Glen Davis is a forward in the Boston Celtics reserves, and when Boston’s bench players let the Portland Trailblazers chip away at lead on Friday night, they felt Garnett’s wrath on the sidelines.
Now, I think Kevin Garnett is the scariest man alive. He’s got a Mark Messier-esque intensity, but he’s about twice the size of the Moose.
Garnett started givin’ it to the bench players just before the starters went back onto the court, and during that tirade he grabbed Davis by the arm. Davis pulled away and moments later, the cameras showed him makin’ it rain.
Don’t get me wrong -- I’m not saying KG couldn’t make me cry. Quite the opposite, and I hope he never reads this just incase he feels like making someone cry. All I’m saying is DAMN – KG made a grown man cry!
I looked up how Glen Davis got his nickname, too. The 6-foot-9, second year pro says he was a really big kid, so he always had to play sports with the older kids. He says he’s tough now, but he “wasn’t so tough back then,” and he sometimes got picked on for being younger…hence the nickname “Big Baby.”

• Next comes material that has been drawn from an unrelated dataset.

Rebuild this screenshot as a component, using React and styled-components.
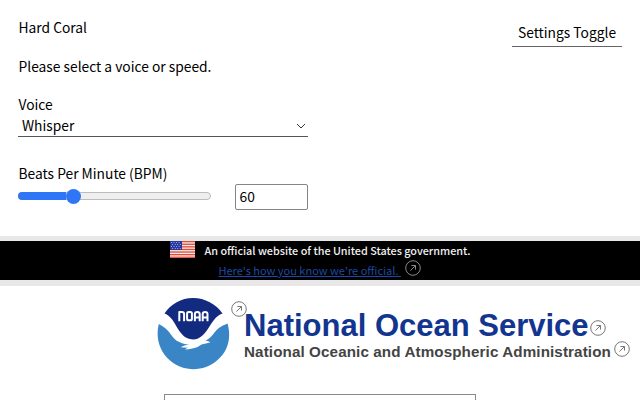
import React from "react";
import styled, { createGlobalStyle } from "styled-components";

const Global = createGlobalStyle`
  * { box-sizing: border-box; }
  body { margin: 0; background: #fff; overflow: hidden; }
`;
const Page = styled.div`
  width: 640px;
  height: 400px;
  overflow: hidden;
  display: flex;
  flex-direction: column;
  font-family: "Noto Sans CJK SC", "Noto Sans", sans-serif;
  font-size: 13.8px;
  line-height: 20px;
  color: #000;
`;
const Panel = styled.header`
  height: 236px;
  flex: none;
  display: flex;
  justify-content: space-between;
  align-items: flex-start;
  padding: 17px 18px 0;
`;
const Controls = styled.form`
  width: 290px;
  display: flex;
  flex-direction: column;
`;
const Line = styled.div`
  height: 20px;
  white-space: nowrap;
  padding-left: 0.5px;
  margin-bottom: ${(p) => p.$gap || 0}px;
`;
const Select = styled.div`
  height: 22px;
  display: flex;
  align-items: flex-start;
  justify-content: space-between;
  padding: 0 2px 0 4px;
  border-bottom: 1px solid #555;
  margin-bottom: 26px;
`;
const SpeedRow = styled.div`
  display: flex;
  justify-content: space-between;
  align-items: flex-start;
`;
const Track = styled.div`
  width: 193px;
  height: 8px;
  margin-top: 8px;
  border: 1px solid #bcbcbc;
  border-radius: 4px;
  background: #efefef;
  display: flex;
  align-items: center;
`;
const Fill = styled.div`
  width: 48px;
  height: 8px;
  margin-left: -1px;
  border-radius: 4px 0 0 4px;
  background: #2f76f6;
  flex: none;
`;
const Thumb = styled.div`
  width: 15px;
  height: 15px;
  border-radius: 50%;
  background: #2f76f6;
  flex: none;
`;
const NumberBox = styled.div`
  width: 73px;
  height: 26px;
  border: 1px solid #858585;
  border-radius: 2px;
  padding: 0 3.5px;
  line-height: 22px;
`;
const Toggle = styled.div`
  width: 110px;
  height: 30px;
  padding-top: 5px;
  text-align: center;
  border-bottom: 1px solid #666;
`;
const Banner = styled.section`
  height: 50px;
  flex: none;
  border-top: 5px solid #e8e8e8;
  border-bottom: 6px solid #e8e8e8;
  background: #000;
  color: #f0f0f0;
  padding-left: 170px;
  display: flex;
  align-items: flex-start;
`;
const BannerText = styled.div`
  margin-left: 9.5px;
  font-size: 10.8px;
  white-space: nowrap;
`;
const Official = styled.div`
  height: 20px;
  line-height: 18px;
  font-weight: 500;
`;
const LinkRow = styled.div`
  display: flex;
  height: 20px;
  margin-left: 14px;
  gap: 5px;
`;
const Link = styled.a`
  color: #1b4aa5;
  text-decoration: underline;
  font-size: 11px;
  line-height: 19px;
  white-space: pre;
  width: 181px;
`;
const Brand = styled.main`
  display: flex;
  height: 108px;
  flex: none;
  padding: 12px 0 0 157px;
`;
const Titles = styled.div`
  font-family: "Liberation Sans", Arial, sans-serif;
  font-weight: 700;
  white-space: nowrap;
`;
const Title = styled.h1`
  display: flex;
  margin: 9px 0 0;
  font-size: 31px;
  line-height: 38px;
  height: 34px;
  color: #12358f;
  gap: 2px;
`;
const Subtitle = styled.div`
  display: flex;
  font-size: 15.2px;
  line-height: 21px;
  color: #444;
  gap: 3px;
`;
const Words = styled.span`
  width: ${(p) => p.$w}px;
  letter-spacing: ${(p) => p.$track || 0}px;
`;
const Circle = styled.svg`
  width: 16px;
  height: 16px;
  flex: none;
  display: block;
  color: ${(p) => p.$color || "#777"};
  margin: ${(p) => p.$m || "0"};
`;
const Frame = styled.section`
  width: 312px;
  height: 20px;
  flex: none;
  margin-left: 164px;
  border: 1px solid #888;
`;
const Block = styled.svg`
  display: block;
  flex: none;
`;
const Chevron = styled(Block)`
  margin-top: 7px;
`;

const External = (props) => (
  <Circle viewBox="0 0 16 16" fill="none" stroke="currentColor" {...props}>
    <circle cx="8" cy="8" r="7.3" strokeWidth="1" />
    <path d="M5.4 10.6 10.4 5.6M6.4 5.5h4.1v4.1" strokeWidth="1" />
  </Circle>
);

const Flag = () => (
  <Block width="25" height="17" viewBox="0 0 25 17">
    <rect width="25" height="17" fill="#f7e9e4" />
    {[0, 1, 2, 3, 4, 5, 6].map((i) => (
      <rect key={i} y={i * 2.6} width="25" height="1.3" fill="#de4a3c" />
    ))}
    <rect width="12" height="9" fill="#2637a0" />
    {[1.4, 3.4, 5.4, 7.4].map((y, r) =>
      [1.5, 4, 6.5, 9].map((x) => (
        <circle key={`${x}-${y}`} cx={x + (r % 2) * 1.2} cy={y} r=".5" fill="#c9cdf0" />
      ))
    )}
  </Block>
);

const Logo = () => (
  <Block width="73" height="72" viewBox="0 0 73 72">
    <path
      d="M7.500 15.500C14 6 24 0 36 0S59 6 65.500 15.500C58.500 18 55.500 24 51.500 30C46.500 37.500 42 41.500 36.500 41.500C30 41.500 25.500 38 21 31C17 24 14 18 7.500 15.500Z"
      fill="#122a80"
    />
    <path
      d="M1.800 26C-1.500 39 2 53 13 62.500C26 74 47 74 60 62.500C71.500 53 74.500 39 70.500 25.500C64.500 28 61 30 57.500 34.500C54.500 38.500 52 41 48.500 42.700Q51 42.500 53.500 44.300Q49 45.500 44.500 46.500C40 49.500 38 50.700 28 51.500Q29 50.500 31 49.800L23.500 49.300Q27 47 32 46.700C23 45.500 18 42.500 15 38C11 32 8 29.500 1.800 26Z"
      fill="#3985c6"
    />
    <g fill="none" stroke="#fff" strokeWidth="2" strokeLinejoin="round">
      <path d="M22.300 23.300v-9.300h2.500q2.300 0 2.300 2.300v7" />
      <rect x="30.100" y="14" width="4.800" height="8.300" rx="1.600" />
      <path d="M37.900 23.300v-7q0-2.300 2.400-2.300t2.400 2.300v7M37.900 19.500h4.800" />
      <path d="M45.700 23.300v-7q0-2.300 2.400-2.300t2.400 2.300v7M45.700 19.500h4.800" />
    </g>
  </Block>
);

export default function App() {
  return (
    <Page>
      <Global />
      <Panel>
        <Controls>
          <Line $gap={19}>Hard Coral</Line>
          <Line $gap={18}>Please select a voice or speed.</Line>
          <Line $gap={1}>Voice</Line>
          <Select>
            <span>Whisper</span>
            <Chevron width="10" height="8" viewBox="0 0 10 8" fill="none" stroke="#333">
              <path d="m1 2 4 4 4-4" />
            </Chevron>
          </Select>
          <Line $gap={1}>Beats Per Minute (BPM)</Line>
          <SpeedRow>
            <Track>
              <Fill />
              <Thumb />
            </Track>
            <NumberBox>60</NumberBox>
          </SpeedRow>
        </Controls>
        <Toggle>Settings Toggle</Toggle>
      </Panel>
      <Banner>
        <Flag />
        <BannerText>
          <Official>An official website of the United States government.</Official>
          <LinkRow>
            <Link>{"Here's how you know we're official. "}</Link>
            <External $color="#898989" $m="-1px 0 0" />
          </LinkRow>
        </BannerText>
      </Banner>
      <Brand>
        <Logo />
        <External $m="3px -3px 0 1px" />
        <Titles>
          <Title>
            <Words $w={344}>National Ocean Service</Words>
            <External $m="13px 0 0" />
          </Title>
          <Subtitle>
            <Words $w={367} $track={0.11}>National Oceanic and Atmospheric Administration</Words>
            <External />
          </Subtitle>
        </Titles>
      </Brand>
      <Frame />
    </Page>
  );
}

Ah yes, and the Celtics won 93-78…Boston’s starters were each at least +14, while every bench player was a minus. On a related note – who knew they started keeping track of plus/minus in the NBA?
Tough night for my boy Greg Oden, he got into foul trouble and only had 5 points all night.
Anger Management 2: Starring Sean Avery
Six games, plus the embarrassment of looking like a creepy jealous ex-boyfriend on TV sets across the continent.
At least, that’s what I took from the comments Sean Avery made after the Dallas Stars’ morning skate at the Pengrowth Saddledome in Calgary on Tuesday. His Stars were getting set to take on Dion Phaneuf and the Flames that night, a game won by Dallas.
"I just want to comment on how it's become like a common thing in the NHL for guys to fall in love with my sloppy seconds."
Avery was referring to Elisha Cuthbert, who found a new Flame in Dion after her split with the NHL’s biggest pest. He was suspended by the league within hours, pending a hearing with Commissioner Gary Bettman.
The league gave Avery six games, including the two he missed before his hearing with the Commish, and the Dallas forward* agreed to undergo an anger management evaluation and take counseling, if needed.
Is that enough? Is that too much?
If he made that comment to Dion Phaneuf, face-to-face on the ice, Phaneuf would have taken care of the punishment. He didn’t say it on the ice, though.
Approaching a group of reporters and telling them you’ve got something to say is also a lot different than a reporter leading you into a question where you say something you might not mean.
Because of that, I’m going to say it’s a good suspension.
Avery’s mouth has gotten him in trouble before and he’s had to meet with the league on more than one occasion recently, so it was really only a matter of time until he was disciplined for something. I like the idea that they’re trying to get him some help too, though.
I wonder what Elisha had to say about all this…according to the Associated Press, she’s also been linked to Mike Komisarek of the Montreal Canadiens. Avery also dated Rachel Hunter, who’s now engaged to Jarret Stoll of the LA Kings.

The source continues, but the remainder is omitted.